▸ EXERCISE
Exactly repeat all the records below, omitting the images they hold.

— START MATERIAL —

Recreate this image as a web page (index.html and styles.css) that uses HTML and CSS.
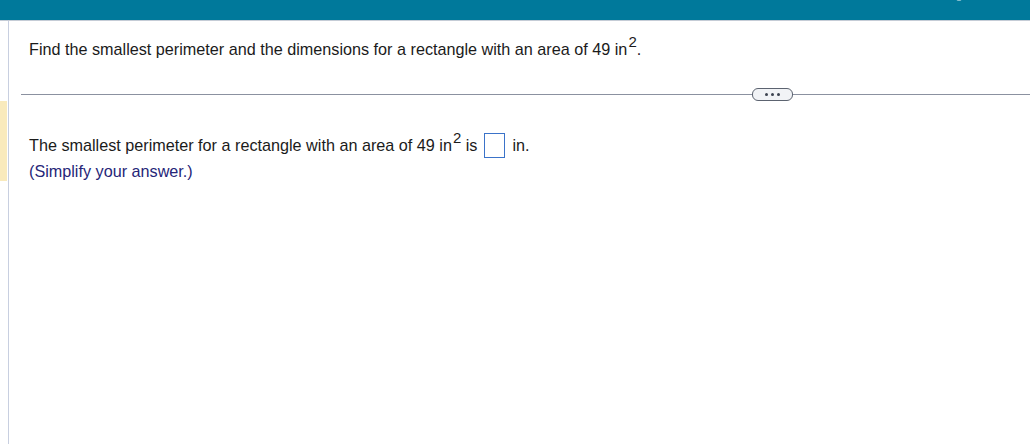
FILE: index.html
```html
<!DOCTYPE html>
<html>
<head>
<meta charset="utf-8">
<link rel="stylesheet" href="styles.css">
</head>
<body>
<header class="topbar">
  <svg class="topicon" width="12" height="5" viewBox="0 0 12 5"><path d="M1 -6 A5 5 0 0 0 11 -6" fill="none" stroke="#fff" stroke-width="3"/></svg>
</header>
<div class="page">
  <div class="marker"></div>
  <div class="rail"></div>
  <main class="content">
    <p class="question">Find the smallest perimeter and the dimensions for a rectangle with an area of 49 in<sup>2</sup>.</p>
    <div class="divider">
      <span class="pill"><i></i><i></i><i></i></span>
    </div>
    <p class="answer">The smallest perimeter for a rectangle with an area of 49 in<sup>2</sup> is <span class="box"></span> in.</p>
    <p class="hint">(Simplify your answer.)</p>
  </main>
</div>
</body>
</html>
```

FILE: styles.css
```css
html, body {
  margin: 0;
  padding: 0;
  background: #fff;
  font-family: "Liberation Sans", Arial, sans-serif;
  font-size: 16.2px;
  color: #1b1b1b;
}
.topbar {
  height: 20px;
  background: #00799b;
  border-bottom: 1px solid #c5ccd6;
  position: relative;
}
.topicon {
  position: absolute;
  left: 953px;
  top: 0;
}
.page {
  position: relative;
  height: 423px;
  display: flex;
}
.marker {
  position: absolute;
  left: 0;
  top: 80px;
  width: 7px;
  height: 80px;
  background: #f9eabc;
}
.rail {
  width: 1px;
  margin-left: 8px;
  background: #c8cfe0;
}
.content {
  flex: 1;
  padding-left: 20px;
}
.question {
  margin: 19px 0 0 0;
  line-height: 18px;
}
sup {
  font-size: 15px;
  vertical-align: 0;
  position: relative;
  top: -8px;
  line-height: 0;
  margin-left: 1px;
}
.divider {
  margin-top: 36px;
  margin-left: -8px;
  height: 1px;
  background: #8b91a0;
  position: relative;
}
.pill {
  position: absolute;
  left: 731px;
  top: -6px;
  width: 39px;
  height: 11px;
  border: 1px solid #5c6370;
  border-radius: 6px;
  background: #f1f3f6;
  display: flex;
  align-items: center;
  justify-content: center;
  gap: 3px;
}
.pill i {
  width: 3px;
  height: 3px;
  background: #3c4350;
  border-radius: 50%;
}
.answer {
  margin: 38px 0 0 0;
  line-height: 20px;
}
.box {
  display: inline-block;
  border: 1px solid #3b73c9;
  vertical-align: -7px;
  margin: 0 3px 0 2px;
  box-sizing: border-box;
  width: 21px;
  height: 25px;
}
.hint {
  margin: 3px 0 0 0;
  line-height: 20px;
  color: #262678;
}
```
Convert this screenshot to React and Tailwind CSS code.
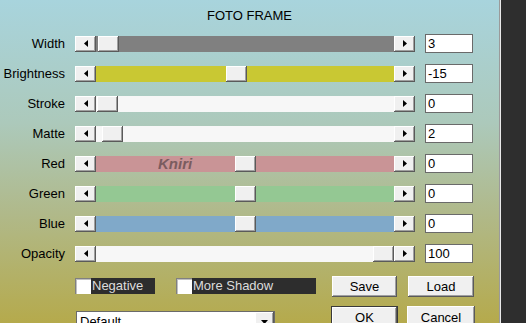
import React from 'react';

const rows = [
  { label: 'Width', track: 'bg-[#808080]', thumb: 'left-[2px]', value: '3' },
  { label: 'Brightness', track: 'bg-[#c9c833]', thumb: 'left-[130px]', value: '-15' },
  { label: 'Stroke', track: 'bg-[#f7f7f7]', thumb: 'left-[1px]', value: '0' },
  { label: 'Matte', track: 'bg-[#f7f7f7]', thumb: 'left-[6px]', value: '2' },
  { label: 'Red', track: 'bg-[#c99496]', thumb: 'left-[139px]', value: '0', mark: true },
  { label: 'Green', track: 'bg-[#94c893]', thumb: 'left-[139px]', value: '0' },
  { label: 'Blue', track: 'bg-[#80a9c9]', thumb: 'left-[139px]', value: '0' },
  { label: 'Opacity', track: 'bg-[#f7f7f7]', thumb: 'left-[277px]', value: '100' },
];

const raised =
  'bg-[#f0f0f0] shadow-[inset_-1px_-1px_0_#5a5a5a,inset_1px_1px_0_#ffffff,inset_-2px_-2px_0_#a0a0a0]';

const Arrow = ({ dir }) => (
  <svg width="4" height="7" viewBox="0 0 4 7">
    {dir === 'left' ? <path d="M4 0 L0 3.5 L4 7 Z" fill="#000" /> : <path d="M0 0 L4 3.5 L0 7 Z" fill="#000" />}
  </svg>
);

const SliderRow = ({ row }) => (
  <div className="flex items-center h-[19px]">
    <div className="w-[65px] text-right text-[13px] leading-[15px] text-black">{row.label}</div>
    <div className="ml-[10px] flex h-4 w-[340px]">
      <div className={`w-[21px] h-4 flex items-center justify-center ${raised}`}>
        <Arrow dir="left" />
      </div>
      <div className={`relative flex-1 h-4 ${row.track}`}>
        {row.mark && (
          <span className="absolute left-[62px] top-[-1px] text-[15px] leading-[17px] font-bold italic text-[#5a4448] opacity-70">
            Kniri
          </span>
        )}
        <div className={`absolute top-0 h-4 w-[21px] ${row.thumb} ${raised}`} />
      </div>
      <div className={`w-[21px] h-4 flex items-center justify-center ${raised}`}>
        <Arrow dir="right" />
      </div>
    </div>
    <div className="ml-[10px] w-[48px] h-[19px] bg-white border border-[#6a6a6a] px-[2px] text-[13px] leading-[17px] text-black">
      {row.value}
    </div>
  </div>
);

const Check = ({ label, w }) => (
  <div className="flex h-4 mt-[2px]">
    <div className="w-4 h-4 bg-white border-t border-l border-[#808080] shadow-[inset_1px_1px_0_#c0c0c0]" />
    <div className={`${w} h-4 bg-[#2d2d2d] text-[#dcdcdc] text-[13px] leading-4 pl-[1px]`}>{label}</div>
  </div>
);

export default function App() {
  return (
    <div className="flex w-[526px] h-[323px] overflow-hidden font-['Liberation_Sans',Arial,sans-serif]">
      <div className="w-[499px] h-full flex flex-col bg-[linear-gradient(180deg,#a8d4dd_0%,#acc9bb_38%,#b0b98a_66%,#b5aa4c_100%)]">
        <div className="pt-[8px] h-[23px] text-center text-[13px] leading-[15px] text-black">FOTO FRAME</div>
        <div className="mt-[11px] flex flex-col gap-[11px]">
          {rows.map((r) => (
            <SliderRow key={r.label} row={r} />
          ))}
        </div>
        <div className="mt-[13px] flex h-[21px]">
          <div className="ml-[75px] flex">
            <Check label="Negative" w="w-[64px]" />
            <div className="ml-[21px]">
              <Check label="More Shadow" w="w-[124px]" />
            </div>
          </div>
          <button className={`ml-[16px] w-[65px] h-[21px] text-[13px] text-black ${raised}`}>Save</button>
          <button className={`ml-[11px] w-[66px] h-[21px] text-[13px] text-black ${raised}`}>Load</button>
        </div>
        <div className="mt-[9px] flex">
          <div className="ml-[76px] mt-[5px] w-[199px] h-[22px] bg-white border border-[#6a6a6a] flex">
            <div className="flex-1 pl-[3px] text-[13px] leading-[20px] text-black">Default</div>
            <div className={`w-[19px] h-[20px] flex items-center justify-center ${raised}`}>
              <svg width="7" height="4" viewBox="0 0 7 4">
                <path d="M0 0 L7 0 L3.5 4 Z" fill="#000" />
              </svg>
            </div>
          </div>
          <button className={`ml-[56px] w-[67px] h-[24px] border border-[#3a3a3a] text-[13px] text-black ${raised}`}>OK</button>
          <button className={`ml-[9px] w-[68px] h-[24px] text-[13px] text-black ${raised}`}>Cancel</button>
        </div>
      </div>
      <div className="w-px h-full bg-[#9a9a9a]" />
      <div className="w-px h-full bg-[#e8e8e8]" />
      <div className="flex-1 h-full bg-[#2e2e2e]" />
    </div>
  );
}
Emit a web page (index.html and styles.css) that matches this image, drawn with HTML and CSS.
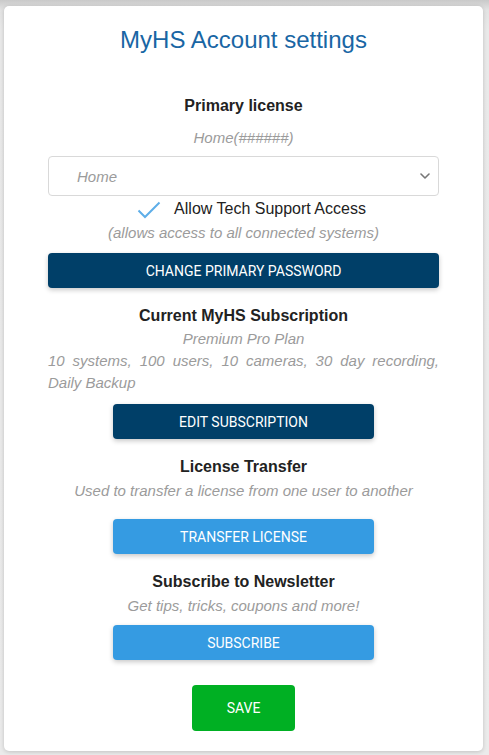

— END MATERIAL —

▸ CORRECT RESPONSE
Recreate this image as a web page (index.html and styles.css) that uses HTML and CSS.
FILE: index.html
```html
<!DOCTYPE html>
<html>
<head>
<meta charset="utf-8">
<link rel="stylesheet" href="styles.css">
</head>
<body>
<header class="topbar">
  <svg class="topicon" width="12" height="5" viewBox="0 0 12 5"><path d="M1 -6 A5 5 0 0 0 11 -6" fill="none" stroke="#fff" stroke-width="3"/></svg>
</header>
<div class="page">
  <div class="marker"></div>
  <div class="rail"></div>
  <main class="content">
    <p class="question">Find the smallest perimeter and the dimensions for a rectangle with an area of 49 in<sup>2</sup>.</p>
    <div class="divider">
      <span class="pill"><i></i><i></i><i></i></span>
    </div>
    <p class="answer">The smallest perimeter for a rectangle with an area of 49 in<sup>2</sup> is <span class="box"></span> in.</p>
    <p class="hint">(Simplify your answer.)</p>
  </main>
</div>
</body>
</html>
```

FILE: styles.css
```css
html, body {
  margin: 0;
  padding: 0;
  background: #fff;
  font-family: "Liberation Sans", Arial, sans-serif;
  font-size: 16.2px;
  color: #1b1b1b;
}
.topbar {
  height: 20px;
  background: #00799b;
  border-bottom: 1px solid #c5ccd6;
  position: relative;
}
.topicon {
  position: absolute;
  left: 953px;
  top: 0;
}
.page {
  position: relative;
  height: 423px;
  display: flex;
}
.marker {
  position: absolute;
  left: 0;
  top: 80px;
  width: 7px;
  height: 80px;
  background: #f9eabc;
}
.rail {
  width: 1px;
  margin-left: 8px;
  background: #c8cfe0;
}
.content {
  flex: 1;
  padding-left: 20px;
}
.question {
  margin: 19px 0 0 0;
  line-height: 18px;
}
sup {
  font-size: 15px;
  vertical-align: 0;
  position: relative;
  top: -8px;
  line-height: 0;
  margin-left: 1px;
}
.divider {
  margin-top: 36px;
  margin-left: -8px;
  height: 1px;
  background: #8b91a0;
  position: relative;
}
.pill {
  position: absolute;
  left: 731px;
  top: -6px;
  width: 39px;
  height: 11px;
  border: 1px solid #5c6370;
  border-radius: 6px;
  background: #f1f3f6;
  display: flex;
  align-items: center;
  justify-content: center;
  gap: 3px;
}
.pill i {
  width: 3px;
  height: 3px;
  background: #3c4350;
  border-radius: 50%;
}
.answer {
  margin: 38px 0 0 0;
  line-height: 20px;
}
.box {
  display: inline-block;
  border: 1px solid #3b73c9;
  vertical-align: -7px;
  margin: 0 3px 0 2px;
  box-sizing: border-box;
  width: 21px;
  height: 25px;
}
.hint {
  margin: 3px 0 0 0;
  line-height: 20px;
  color: #262678;
}
```
Convert this screenshot to React and Tailwind CSS code.
import React from 'react';

const rows = [
  { label: 'Width', track: 'bg-[#808080]', thumb: 'left-[2px]', value: '3' },
  { label: 'Brightness', track: 'bg-[#c9c833]', thumb: 'left-[130px]', value: '-15' },
  { label: 'Stroke', track: 'bg-[#f7f7f7]', thumb: 'left-[1px]', value: '0' },
  { label: 'Matte', track: 'bg-[#f7f7f7]', thumb: 'left-[6px]', value: '2' },
  { label: 'Red', track: 'bg-[#c99496]', thumb: 'left-[139px]', value: '0', mark: true },
  { label: 'Green', track: 'bg-[#94c893]', thumb: 'left-[139px]', value: '0' },
  { label: 'Blue', track: 'bg-[#80a9c9]', thumb: 'left-[139px]', value: '0' },
  { label: 'Opacity', track: 'bg-[#f7f7f7]', thumb: 'left-[277px]', value: '100' },
];

const raised =
  'bg-[#f0f0f0] shadow-[inset_-1px_-1px_0_#5a5a5a,inset_1px_1px_0_#ffffff,inset_-2px_-2px_0_#a0a0a0]';

const Arrow = ({ dir }) => (
  <svg width="4" height="7" viewBox="0 0 4 7">
    {dir === 'left' ? <path d="M4 0 L0 3.5 L4 7 Z" fill="#000" /> : <path d="M0 0 L4 3.5 L0 7 Z" fill="#000" />}
  </svg>
);

const SliderRow = ({ row }) => (
  <div className="flex items-center h-[19px]">
    <div className="w-[65px] text-right text-[13px] leading-[15px] text-black">{row.label}</div>
    <div className="ml-[10px] flex h-4 w-[340px]">
      <div className={`w-[21px] h-4 flex items-center justify-center ${raised}`}>
        <Arrow dir="left" />
      </div>
      <div className={`relative flex-1 h-4 ${row.track}`}>
        {row.mark && (
          <span className="absolute left-[62px] top-[-1px] text-[15px] leading-[17px] font-bold italic text-[#5a4448] opacity-70">
            Kniri
          </span>
        )}
        <div className={`absolute top-0 h-4 w-[21px] ${row.thumb} ${raised}`} />
      </div>
      <div className={`w-[21px] h-4 flex items-center justify-center ${raised}`}>
        <Arrow dir="right" />
      </div>
    </div>
    <div className="ml-[10px] w-[48px] h-[19px] bg-white border border-[#6a6a6a] px-[2px] text-[13px] leading-[17px] text-black">
      {row.value}
    </div>
  </div>
);

const Check = ({ label, w }) => (
  <div className="flex h-4 mt-[2px]">
    <div className="w-4 h-4 bg-white border-t border-l border-[#808080] shadow-[inset_1px_1px_0_#c0c0c0]" />
    <div className={`${w} h-4 bg-[#2d2d2d] text-[#dcdcdc] text-[13px] leading-4 pl-[1px]`}>{label}</div>
  </div>
);

export default function App() {
  return (
    <div className="flex w-[526px] h-[323px] overflow-hidden font-['Liberation_Sans',Arial,sans-serif]">
      <div className="w-[499px] h-full flex flex-col bg-[linear-gradient(180deg,#a8d4dd_0%,#acc9bb_38%,#b0b98a_66%,#b5aa4c_100%)]">
        <div className="pt-[8px] h-[23px] text-center text-[13px] leading-[15px] text-black">FOTO FRAME</div>
        <div className="mt-[11px] flex flex-col gap-[11px]">
          {rows.map((r) => (
            <SliderRow key={r.label} row={r} />
          ))}
        </div>
        <div className="mt-[13px] flex h-[21px]">
          <div className="ml-[75px] flex">
            <Check label="Negative" w="w-[64px]" />
            <div className="ml-[21px]">
              <Check label="More Shadow" w="w-[124px]" />
            </div>
          </div>
          <button className={`ml-[16px] w-[65px] h-[21px] text-[13px] text-black ${raised}`}>Save</button>
          <button className={`ml-[11px] w-[66px] h-[21px] text-[13px] text-black ${raised}`}>Load</button>
        </div>
        <div className="mt-[9px] flex">
          <div className="ml-[76px] mt-[5px] w-[199px] h-[22px] bg-white border border-[#6a6a6a] flex">
            <div className="flex-1 pl-[3px] text-[13px] leading-[20px] text-black">Default</div>
            <div className={`w-[19px] h-[20px] flex items-center justify-center ${raised}`}>
              <svg width="7" height="4" viewBox="0 0 7 4">
                <path d="M0 0 L7 0 L3.5 4 Z" fill="#000" />
              </svg>
            </div>
          </div>
          <button className={`ml-[56px] w-[67px] h-[24px] border border-[#3a3a3a] text-[13px] text-black ${raised}`}>OK</button>
          <button className={`ml-[9px] w-[68px] h-[24px] text-[13px] text-black ${raised}`}>Cancel</button>
        </div>
      </div>
      <div className="w-px h-full bg-[#9a9a9a]" />
      <div className="w-px h-full bg-[#e8e8e8]" />
      <div className="flex-1 h-full bg-[#2e2e2e]" />
    </div>
  );
}
Emit a web page (index.html and styles.css) that matches this image, drawn with HTML and CSS.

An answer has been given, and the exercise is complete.